UNITED STATES DISTRICT COURT FOR THE DISTRICT OF SOUTH CAROLINA GREENVILLE DIVISION
Sep 24, 2020
Civil Action No.: 6:19-cv-02207-JMC (D.S.C. Sep. 24, 2020)

Summary

noting that the burden to "prove three elements" rests with the petitioner

Summary of this case from Pheasant v. Antonelli

Opinion

Civil Action No.: 6:19-cv-02207-JMC

09-24-2020

Nishon Quinte Rainner, Plaintiff, v. Warden, FCI Bennettsville, Defendant.


ORDER

This matter is before the court for review of the Magistrate Judge's Report and Recommendation ("Report") filed on July 17, 2020. (ECF No. 35.) The Report recommends that the court deny Defendant Warden's ("Defendant") Motion for Summary Judgment (ECF No. 18) and dismiss without prejudice Plaintiff Nishon Quinte Rainner's ("Plaintiff") Petition for a Writ of Habeas Corpus (ECF No. 1) based on a lack of subject matter jurisdiction. For the reasons stated herein, the court ACCEPTS the Magistrate Judge's Report (ECF No. 35) and incorporates it herein, DISMISSES without prejudice Plaintiff's Petition for Writ of Habeas Corpus (ECF No. 1), and DENIES as moot Defendant's Motion for Summary Judgment (ECF No. 18).

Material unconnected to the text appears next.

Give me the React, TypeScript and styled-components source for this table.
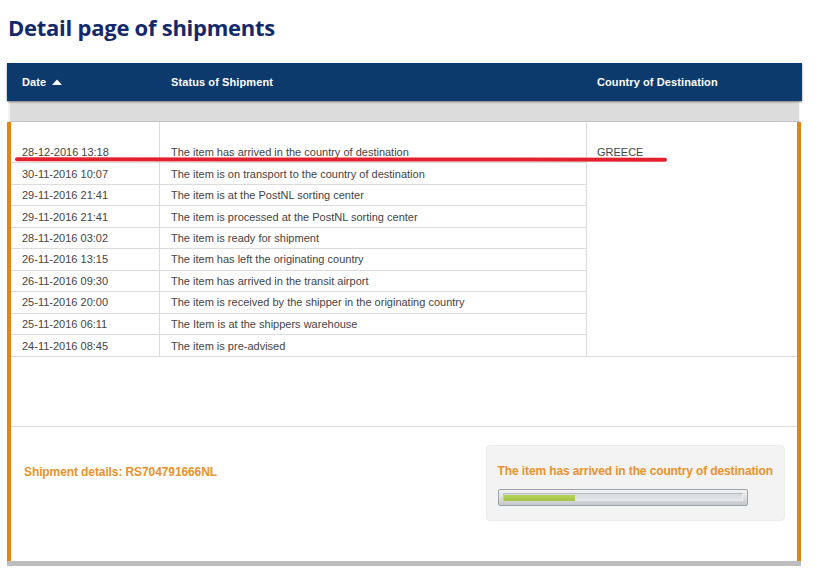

I. FACTUAL AND PROCEDURAL BACKGROUND

The Report sets forth the relevant facts and legal standards, which this court incorporates herein without a full recitation. (ECF No. 35.) As brief background, on July 23, 2015, Plaintiff was found guilty of two counts of being a prohibited person in possession of a firearm in violation of 18 U.S.C. § 922(g)(1) by a jury. (Id. at 1.) Plaintiff was thereafter "sentenced to a term of 100 months' imprisonment for counts 1 and 2 (to run concurrently), followed by a supervised release term of three years." (Id. at 2.) Plaintiff appealed his case to the United States Court of Appeals for the Fourth Circuit, and the Fourth Circuit affirmed the district court's decision. (Id.) Currently, Plaintiff is incarcerated at Federal Correctional Institution Bennettsville in Bennettsville, South Carolina. (Id.)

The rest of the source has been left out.